Personally, I have little doubt that if there ever had been a Moldvay-Cook Companion Set, it would have gone in directions, informed by both OD&D and AD&D, that today's B/X purists would find distastefully un-B/Xish — except not of course, because in that reality we'd have very different definitions of what exactly B/X is and of what rules make up the emergent core of OD&D.
|
|
ThrorII
Level 4 Theurgist
Posts: 107
|
Post by ThrorII on May 23, 2022 16:47:41 GMT -6
The most surprising thing for me is that Alexander looks and sounds absolutely nothing at all like I imagined. The revisionism that goes into the DNA of OD&D is a good point, though. Every few months there's a thread over on Dragonsfoot that turns into a mild debate over whether B/X and OD&D are the same game, but really, that debate exists because we look at "Classic" D&D to define what OD&D is: clearly, the core nature of OD&D is all of the 3LBBs (except for a number of stuff), and a select few bits from Greyhawk (but not the rest of it), because that's what looks closest to Moldvay & Cook's Basic/Expert Sets. Personally, I have little doubt that if there ever had been a Moldvay-Cook Companion Set, it would have gone in directions, informed by both OD&D and AD&D, that today's B/X purists would find distastefully un-B/Xish — except not of course, because in that reality we'd have very different definitions of what exactly B/X is and of what rules make up the emergent core of OD&D. OD&D and B/X are a lot closer than some people give them credit. While B/X opted for Race-as-Class, and tweaked some of the class charts, the character creation parts are the most different. The Underworld and Wilderness Exploration rules are near-identical, the combat is near identical to Greyhawk, the spells and monsters are only changed sparingly, treasure charts and treasures are almost verbatim, etc.

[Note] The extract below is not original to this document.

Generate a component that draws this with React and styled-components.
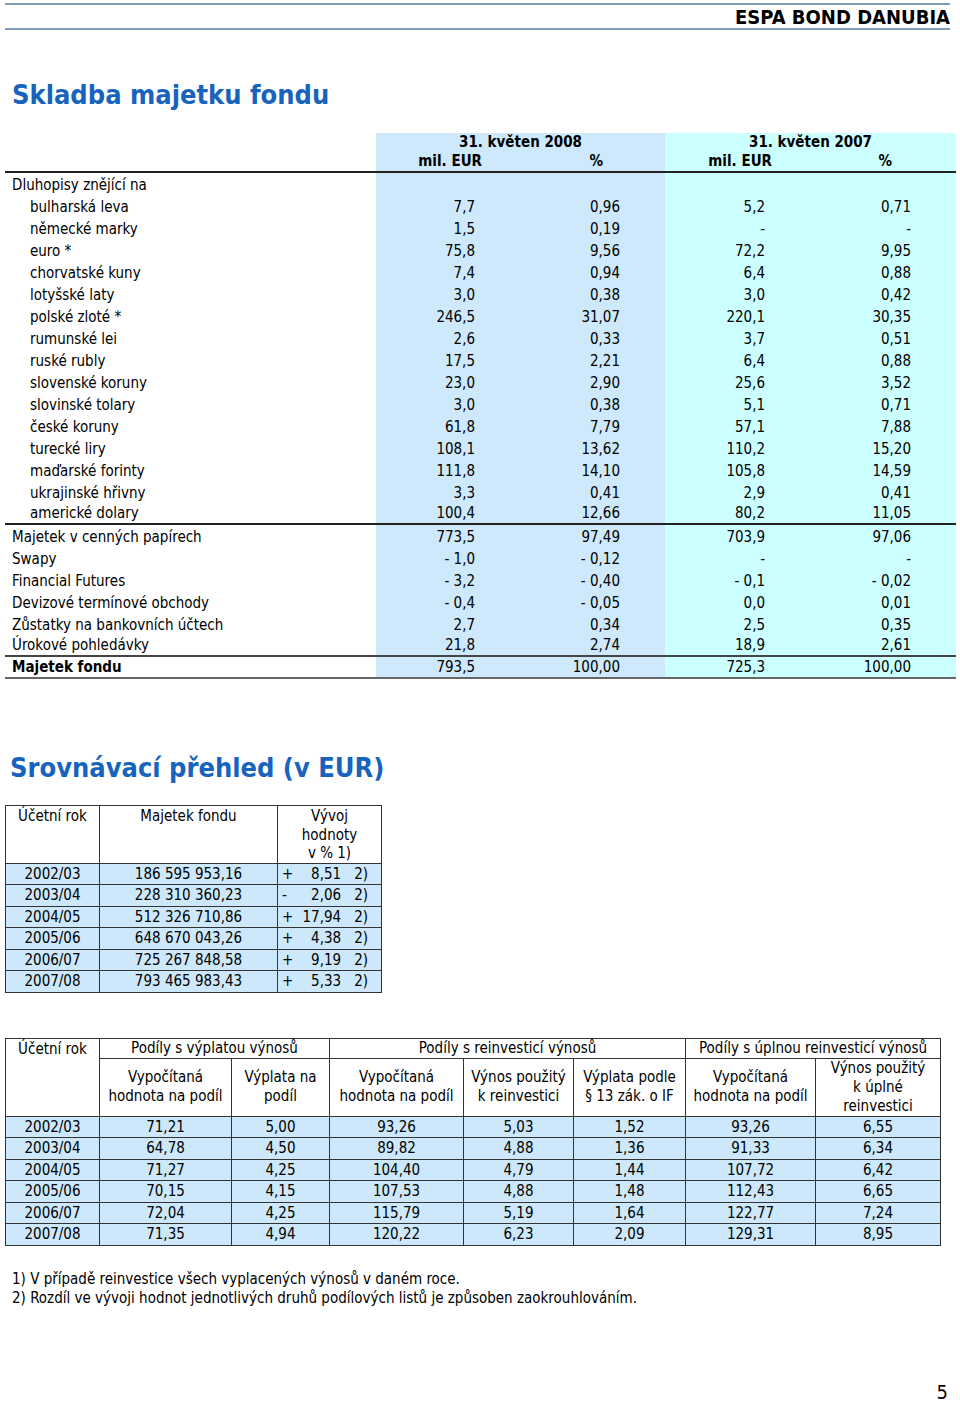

I think it is fair to say that B/X is a specific, codified, version of OD&D. A version that you could come to by reading the OD&D +Greyhawk rules, especially if you are trying to simplify some if it.
|
|
skars
Level 6 Magician
Posts: 407
|
Post by skars on May 23, 2022 21:05:50 GMT -6
My 4th printing OD&D still did not have the 1-6 damage rule spelled out…as noted with some other things, you had to intuit it at that time. There are several places in the rules where exceptions are spellec out, so it is theoretically deducible. It's spelled out on page 19 of Book 1 in subsequent printings, "All attacks which score hits do 1–6 points damage unless otherwise noted."
|
|
|
Post by Malchor on Sept 6, 2022 11:13:24 GMT -6
My 4th printing OD&D still did not have the 1-6 damage rule spelled out…as noted with some other things, you had to intuit it at that time. There are several places in the rules where exceptions are spellec out, so it is theoretically deducible. Oh wow. So printing 1-4 are identical? For some reason I thought they stripped in the corrections. Is this covered in the errata sheet?